The second stream of revenue miners compete for is the fee market. Every time a transaction is made on the Bitcoin network, the user pays a fee to the miner to process the transaction. Each transaction equates to a certain amount of data. It is currently around 3000 times cheaper and exponentially faster to send a transaction on the BSV network when compared to the BTC network. For the first time in history, blocks are being produced on the BSV network where the mining revenue from the fee market exceeds that of the block reward. Given the block reward will continue to halve in the future (in 2024 to 3.125), miners may become more reliant on the fee market for revenue, and less reliant on the block reward.
Block #700606 , consisted of 10.00141684 BSV in fees generated among miners. If BSV were to be trading at the value of BTC (~$50,000 USD at the the time of writing), miners would be competing for a $500,000 Fee market and a $312,000 block reward every 10 minutes. Because of the 1 Megabyte scaling limit enforced on BTC miners, blocks do not exceed 1MB and miners have to rely on users to pay higher fees for use of the network, these fees have never equated to anything close to a 10 BTC per block fee market for the miners. For the past year BSV block sizes have been growing exponentially relative to all other Bitcoin networks.
A few fundamental differences between BSV and BTC can attribute to the explanation behind the explosion in transactions on the BSV network. BSV allows for ‘OP_Return’ transactions, which allow for carrying data within a Bitcoin transaction. Having said this, numerous applications use BSV micro-transactions. These include social media platforms, gambling websites, weather applications, and even video games. Applications built on the BSV protocol are on the rise, and are infinite with unbounded scaling:
With just the one single video game: ‘Crypto Fights,’ creating 2 million transactions daily, many BSV supporters speculate the possibility for a world of Bitcoin at a much larger scale, and the quantity of fees BSV miners should expect to compete for. For years, small block advocates have continually denied the claim that scaling could be solved by increasing the block size and have continuously altered the Bitcoin protocol from its original state. These include views from Adam Back, CEO of Blockstream. BSV advocates argue otherwise.

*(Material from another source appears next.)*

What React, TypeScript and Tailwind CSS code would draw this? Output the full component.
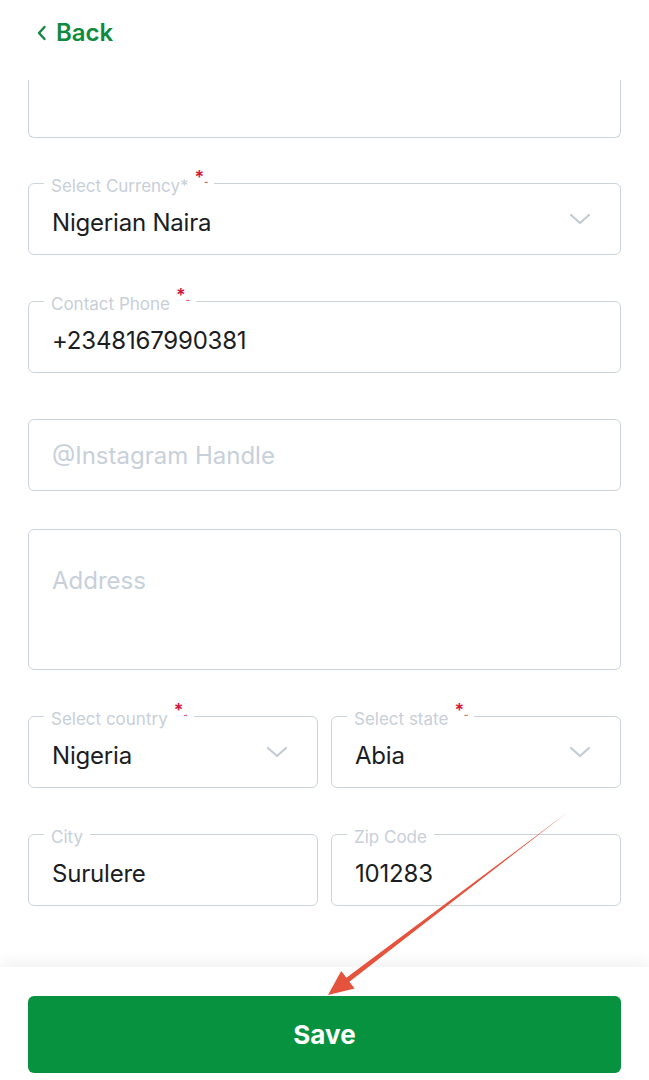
import React from 'react';

const Chevron = () => (
  <svg width="22" height="12" viewBox="0 0 22 12" fill="none" className="shrink-0">
    <path d="M2 2l9 8 9-8" stroke="#c3cbd5" strokeWidth="2.2" strokeLinecap="round" strokeLinejoin="round" />
  </svg>
);

const Required = () => (
  <span className="inline-flex items-start text-[#d6163a] leading-none mt-[-8px]">
    <span className="text-[18px] font-semibold">*</span>
    <span className="text-[9px] mt-[6px] tracking-[-1px]">..</span>
  </span>
);

// outlined field with label sitting on the top border
const Field = ({
  label,
  required,
  value,
  select,
  className = '',
}: {
  label: string;
  required?: boolean;
  value: string;
  select?: boolean;
  className?: string;
}) => (
  <div className={`relative border border-[#cdd3db] rounded-[6px] h-[72px] px-[23px] flex items-center justify-between ${className}`}>
    <span className="absolute left-[15px] top-[-7px] bg-white px-[7px] text-[17px] leading-[18px] text-[#c8cfd8] inline-flex items-start gap-[6px]">
      {label}
      {required && <Required />}
    </span>
    <span className="pt-[7px] text-[24px] text-[#1b1d22] tracking-[-0.2px]">{value}</span>
    {select && <span className="mr-[6px]"><Chevron /></span>}
  </div>
);

export default function App() {
  return (
    <div
      className="relative w-[649px] h-[1080px] bg-white overflow-hidden flex flex-col"
      style={{ fontFamily: 'Inter, "Noto Sans", sans-serif' }}
    >
      <header className="h-[80px] shrink-0 flex items-start pt-[20px] pl-[36px]">
        <button className="flex items-center gap-[9px] text-[#11893f]">
          <svg width="11" height="16" viewBox="0 0 11 16" fill="none">
            <path d="M8.5 2L3 8l5.5 6" stroke="currentColor" strokeWidth="2.4" strokeLinecap="round" strokeLinejoin="round" />
          </svg>
          <span className="text-[24px] font-semibold leading-[26px]">Back</span>
        </button>
      </header>

      <main className="flex-1 px-[28px] flex flex-col">
        <div className="h-[58px] border-x border-b border-[#cdd3db] rounded-b-[6px]" />

        <Field className="mt-[45px]" label="Select Currency*" required value="Nigerian Naira" select />
        <Field className="mt-[46px]" label="Contact Phone" required value="+2348167990381" />

        <div className="mt-[46px] h-[72px] border border-[#cdd3db] rounded-[6px] flex items-center px-[23px]">
          <span className="pt-[2px] text-[24px] text-[#c8d0da]">@Instagram Handle</span>
        </div>

        <div className="mt-[38px] h-[141px] border border-[#cdd3db] rounded-[6px] px-[23px] pt-[36px]">
          <span className="text-[24px] leading-[30px] text-[#c8d0da]">Address</span>
        </div>

        <div className="mt-[46px] grid grid-cols-2 gap-[13px]">
          <Field label="Select country" required value="Nigeria" select />
          <Field label="Select state" required value="Abia" select />
        </div>

        <div className="mt-[46px] grid grid-cols-2 gap-[13px]">
          <Field label="City" value="Surulere" />
          <Field label="Zip Code" value="101283" />
        </div>
      </main>

      <footer className="shrink-0 h-[113px] bg-white shadow-[0_-6px_14px_rgba(0,0,0,0.05)] px-[28px] pt-[29px]">
        <button className="w-full h-[77px] rounded-[6px] bg-[#06923f] text-white text-[26px] font-bold">
          Save
        </button>
      </footer>

      {/* annotation arrow */}
      <svg className="absolute inset-0 pointer-events-none" width="649" height="1080" viewBox="0 0 649 1080">
        <polygon
          points="568,812 349.4,981.8 354.6,988.5 328,995 341.2,971.1 346.4,977.8"
          fill="#e5533d"
        />
      </svg>
    </div>
  );
}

As a result of the exponential increase of transactions on the BSV network, BSV is equating to more than 50% of all transactions for all the major digital currencies. Given the scaling limitations imposed in competing networks, BSV supporters will argue that BSV is currently the only network with the capacity to handle the scale for global adoption while continuing to support mining revenue over time through the growth of application development on the Bitcoin SV protocol.